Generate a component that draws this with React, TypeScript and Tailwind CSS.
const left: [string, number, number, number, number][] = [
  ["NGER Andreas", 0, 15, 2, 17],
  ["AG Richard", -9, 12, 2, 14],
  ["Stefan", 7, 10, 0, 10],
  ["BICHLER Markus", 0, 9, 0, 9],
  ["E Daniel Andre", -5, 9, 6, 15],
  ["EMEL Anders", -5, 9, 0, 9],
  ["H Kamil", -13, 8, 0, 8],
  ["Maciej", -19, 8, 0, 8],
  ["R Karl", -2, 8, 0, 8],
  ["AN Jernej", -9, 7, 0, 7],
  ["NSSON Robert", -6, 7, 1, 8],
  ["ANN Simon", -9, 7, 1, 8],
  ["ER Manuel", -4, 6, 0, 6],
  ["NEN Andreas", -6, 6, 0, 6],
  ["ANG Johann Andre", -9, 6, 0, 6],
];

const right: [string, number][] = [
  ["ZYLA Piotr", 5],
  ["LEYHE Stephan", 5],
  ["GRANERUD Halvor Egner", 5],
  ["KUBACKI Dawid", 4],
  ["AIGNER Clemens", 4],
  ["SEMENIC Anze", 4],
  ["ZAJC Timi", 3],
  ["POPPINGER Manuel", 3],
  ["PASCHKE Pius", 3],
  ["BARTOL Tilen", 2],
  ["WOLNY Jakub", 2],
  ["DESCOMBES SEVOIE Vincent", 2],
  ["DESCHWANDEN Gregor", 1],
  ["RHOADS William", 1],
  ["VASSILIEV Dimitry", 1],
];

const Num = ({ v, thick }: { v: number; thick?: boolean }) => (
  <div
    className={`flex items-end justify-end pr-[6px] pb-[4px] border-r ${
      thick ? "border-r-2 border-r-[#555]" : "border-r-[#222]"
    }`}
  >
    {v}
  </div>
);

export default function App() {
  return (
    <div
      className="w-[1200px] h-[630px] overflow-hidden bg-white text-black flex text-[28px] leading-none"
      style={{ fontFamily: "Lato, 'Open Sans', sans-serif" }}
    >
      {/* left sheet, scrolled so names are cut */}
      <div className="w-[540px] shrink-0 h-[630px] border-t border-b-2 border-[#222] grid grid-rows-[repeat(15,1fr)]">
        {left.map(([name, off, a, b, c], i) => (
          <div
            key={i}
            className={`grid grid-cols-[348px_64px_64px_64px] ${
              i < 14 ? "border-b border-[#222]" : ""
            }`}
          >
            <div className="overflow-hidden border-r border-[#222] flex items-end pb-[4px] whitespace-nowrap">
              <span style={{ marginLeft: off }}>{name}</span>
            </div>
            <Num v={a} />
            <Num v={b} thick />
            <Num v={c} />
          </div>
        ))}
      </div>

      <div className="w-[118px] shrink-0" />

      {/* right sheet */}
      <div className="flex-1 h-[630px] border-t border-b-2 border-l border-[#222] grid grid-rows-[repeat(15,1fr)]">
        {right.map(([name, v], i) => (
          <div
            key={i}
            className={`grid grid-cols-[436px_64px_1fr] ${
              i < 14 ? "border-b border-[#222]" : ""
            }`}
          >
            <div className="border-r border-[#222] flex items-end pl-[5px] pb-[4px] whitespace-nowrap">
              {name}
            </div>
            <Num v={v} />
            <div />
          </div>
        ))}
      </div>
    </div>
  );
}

* * *

Everything in the listing above should be restated exactly.

**Complete answer**:
Generate a component that draws this with React, TypeScript and Tailwind CSS.
const left: [string, number, number, number, number][] = [
  ["NGER Andreas", 0, 15, 2, 17],
  ["AG Richard", -9, 12, 2, 14],
  ["Stefan", 7, 10, 0, 10],
  ["BICHLER Markus", 0, 9, 0, 9],
  ["E Daniel Andre", -5, 9, 6, 15],
  ["EMEL Anders", -5, 9, 0, 9],
  ["H Kamil", -13, 8, 0, 8],
  ["Maciej", -19, 8, 0, 8],
  ["R Karl", -2, 8, 0, 8],
  ["AN Jernej", -9, 7, 0, 7],
  ["NSSON Robert", -6, 7, 1, 8],
  ["ANN Simon", -9, 7, 1, 8],
  ["ER Manuel", -4, 6, 0, 6],
  ["NEN Andreas", -6, 6, 0, 6],
  ["ANG Johann Andre", -9, 6, 0, 6],
];

const right: [string, number][] = [
  ["ZYLA Piotr", 5],
  ["LEYHE Stephan", 5],
  ["GRANERUD Halvor Egner", 5],
  ["KUBACKI Dawid", 4],
  ["AIGNER Clemens", 4],
  ["SEMENIC Anze", 4],
  ["ZAJC Timi", 3],
  ["POPPINGER Manuel", 3],
  ["PASCHKE Pius", 3],
  ["BARTOL Tilen", 2],
  ["WOLNY Jakub", 2],
  ["DESCOMBES SEVOIE Vincent", 2],
  ["DESCHWANDEN Gregor", 1],
  ["RHOADS William", 1],
  ["VASSILIEV Dimitry", 1],
];

const Num = ({ v, thick }: { v: number; thick?: boolean }) => (
  <div
    className={`flex items-end justify-end pr-[6px] pb-[4px] border-r ${
      thick ? "border-r-2 border-r-[#555]" : "border-r-[#222]"
    }`}
  >
    {v}
  </div>
);

export default function App() {
  return (
    <div
      className="w-[1200px] h-[630px] overflow-hidden bg-white text-black flex text-[28px] leading-none"
      style={{ fontFamily: "Lato, 'Open Sans', sans-serif" }}
    >
      {/* left sheet, scrolled so names are cut */}
      <div className="w-[540px] shrink-0 h-[630px] border-t border-b-2 border-[#222] grid grid-rows-[repeat(15,1fr)]">
        {left.map(([name, off, a, b, c], i) => (
          <div
            key={i}
            className={`grid grid-cols-[348px_64px_64px_64px] ${
              i < 14 ? "border-b border-[#222]" : ""
            }`}
          >
            <div className="overflow-hidden border-r border-[#222] flex items-end pb-[4px] whitespace-nowrap">
              <span style={{ marginLeft: off }}>{name}</span>
            </div>
            <Num v={a} />
            <Num v={b} thick />
            <Num v={c} />
          </div>
        ))}
      </div>

      <div className="w-[118px] shrink-0" />

      {/* right sheet */}
      <div className="flex-1 h-[630px] border-t border-b-2 border-l border-[#222] grid grid-rows-[repeat(15,1fr)]">
        {right.map(([name, v], i) => (
          <div
            key={i}
            className={`grid grid-cols-[436px_64px_1fr] ${
              i < 14 ? "border-b border-[#222]" : ""
            }`}
          >
            <div className="border-r border-[#222] flex items-end pl-[5px] pb-[4px] whitespace-nowrap">
              {name}
            </div>
            <Num v={v} />
            <div />
          </div>
        ))}
      </div>
    </div>
  );
}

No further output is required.